The tales here presented were collected during the spring of 1904, in
the island of Panay, belonging to the Visayan group of the Philippine
Islands, and were obtained in our own class rooms, from native teachers
and pupils. Mr. Maxfield was stationed at Iloilo, and Mr. Millington
at Mandurriao, places five miles apart. We daily came in contact with
about one thousand pupils. The tales were gathered in both places,
and were found to be substantially alike, the differences being
only in petty details. After collecting one version, we endeavored
to ascertain whether the same narrative was current among natives
in other localities of the island. We were surprised to discover
that they seemed to be known wherever we became acquainted with the
people and had obtained their confidence sufficiently to induce them
to talk freely. There were often variations, but the framework was
always the same.
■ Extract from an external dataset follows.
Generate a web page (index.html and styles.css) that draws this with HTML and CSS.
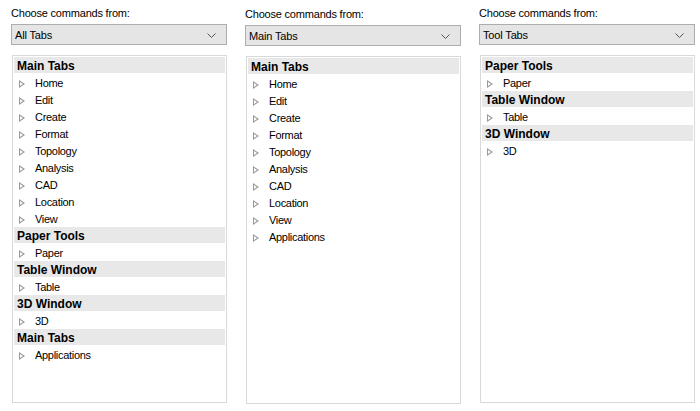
FILE: index.html
```html
<!DOCTYPE html>
<html>
<head>
<meta charset="utf-8">
<link rel="stylesheet" href="styles.css">
</head>
<body>
<div class="page">
  <div class="col">
    <div class="label">Choose commands from:</div>
    <div class="combo"><span class="combo-text">All Tabs</span><svg class="chev" width="9" height="5" viewBox="0 0 9 5"><path d="M0.5 0.5 L4.5 4.5 L8.5 0.5" fill="none" stroke="#555" stroke-width="1"/></svg></div>
    <div class="list">
      <div class="hdr">Main Tabs</div>
      <div class="item"><span class="tri"></span>Home</div>
      <div class="item"><span class="tri"></span>Edit</div>
      <div class="item"><span class="tri"></span>Create</div>
      <div class="item"><span class="tri"></span>Format</div>
      <div class="item"><span class="tri"></span>Topology</div>
      <div class="item"><span class="tri"></span>Analysis</div>
      <div class="item"><span class="tri"></span>CAD</div>
      <div class="item"><span class="tri"></span>Location</div>
      <div class="item"><span class="tri"></span>View</div>
      <div class="hdr">Paper Tools</div>
      <div class="item"><span class="tri"></span>Paper</div>
      <div class="hdr">Table Window</div>
      <div class="item"><span class="tri"></span>Table</div>
      <div class="hdr">3D Window</div>
      <div class="item"><span class="tri"></span>3D</div>
      <div class="hdr">Main Tabs</div>
      <div class="item"><span class="tri"></span>Applications</div>
    </div>
  </div>
  <div class="col col-mid">
    <div class="label">Choose commands from:</div>
    <div class="combo"><span class="combo-text">Main Tabs</span><svg class="chev" width="9" height="5" viewBox="0 0 9 5"><path d="M0.5 0.5 L4.5 4.5 L8.5 0.5" fill="none" stroke="#555" stroke-width="1"/></svg></div>
    <div class="list">
      <div class="hdr">Main Tabs</div>
      <div class="item"><span class="tri"></span>Home</div>
      <div class="item"><span class="tri"></span>Edit</div>
      <div class="item"><span class="tri"></span>Create</div>
      <div class="item"><span class="tri"></span>Format</div>
      <div class="item"><span class="tri"></span>Topology</div>
      <div class="item"><span class="tri"></span>Analysis</div>
      <div class="item"><span class="tri"></span>CAD</div>
      <div class="item"><span class="tri"></span>Location</div>
      <div class="item"><span class="tri"></span>View</div>
      <div class="item"><span class="tri"></span>Applications</div>
    </div>
  </div>
  <div class="col">
    <div class="label">Choose commands from:</div>
    <div class="combo"><span class="combo-text">Tool Tabs</span><svg class="chev" width="9" height="5" viewBox="0 0 9 5"><path d="M0.5 0.5 L4.5 4.5 L8.5 0.5" fill="none" stroke="#555" stroke-width="1"/></svg></div>
    <div class="list">
      <div class="hdr">Paper Tools</div>
      <div class="item"><span class="tri"></span>Paper</div>
      <div class="hdr">Table Window</div>
      <div class="item"><span class="tri"></span>Table</div>
      <div class="hdr">3D Window</div>
      <div class="item"><span class="tri"></span>3D</div>
    </div>
  </div>
</div>
</body>
</html>
```
FILE: styles.css
```css
html, body {
  margin: 0;
  padding: 0;
  background: #ffffff;
}
body {
  font-family: "Liberation Sans", Arial, sans-serif;
  font-size: 11px;
  color: #000;
}
.page {
  display: flex;
  gap: 18px;
  padding: 5px 0 0 11px;
}
.col {
  width: 216px;
  display: flex;
  flex-direction: column;
}
.col-mid {
  margin-top: 1px;
}
.label {
  height: 19px;
  line-height: 16px;
  letter-spacing: -0.2px;
  color: #000;
}
.combo {
  height: 21px;
  box-sizing: border-box;
  border: 1px solid #adadad;
  background: #e5e5e5;
  display: flex;
  align-items: center;
  justify-content: space-between;
  padding: 0 10px 0 3px;
}
.combo-text {
  letter-spacing: -0.15px;
}
.chev {
  display: block;
  margin-top: 1px;
}
.list {
  margin-top: 10px;
  margin-left: 1px;
  height: 348px;
  box-sizing: border-box;
  border: 1px solid #d9d9d9;
  padding: 1px 1px 0 1px;
  display: flex;
  flex-direction: column;
}
.hdr {
  height: 16px;
  box-sizing: border-box;
  padding-top: 2px;
  line-height: 14px;
  margin-bottom: 1px;
  background: #e8e8e8;
  font-size: 12px;
  font-weight: bold;
  padding-left: 3px;
  color: #000;
}
.item {
  height: 17px;
  box-sizing: border-box;
  padding-top: 2px;
  line-height: 15px;
  display: flex;
  align-items: center;
  padding-left: 5px;
  letter-spacing: -0.3px;
}
.tri {
  width: 0;
  height: 0;
  border-top: 4px solid transparent;
  border-bottom: 4px solid transparent;
  border-left: 6px solid #999999;
  margin-right: 10px;
  position: relative;
}
.tri::after {
  content: "";
  position: absolute;
  left: -5px;
  top: -2px;
  border-top: 2px solid transparent;
  border-bottom: 2px solid transparent;
  border-left: 3px solid #ffffff;
}
```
If any stories were obtained from native teachers
who knew Spanish, we have always verified them by getting children
or natives from other places, who knew no Spanish, to relate them,
in order to assure ourselves that the narrative could not be a mere
translation of a Spanish tale.

We who have collected these stories can claim little credit for any
more than the mere arrangement of them, as, so far as possible, even
the wording of the original manuscripts has been retained. Doubtless,
much of the interest we have felt in the work is due to our personal
acquaintance with the writers who put on paper for us these simple
tales, yet we hope that they will not be wholly unattractive to those
for whose sake they have been collected.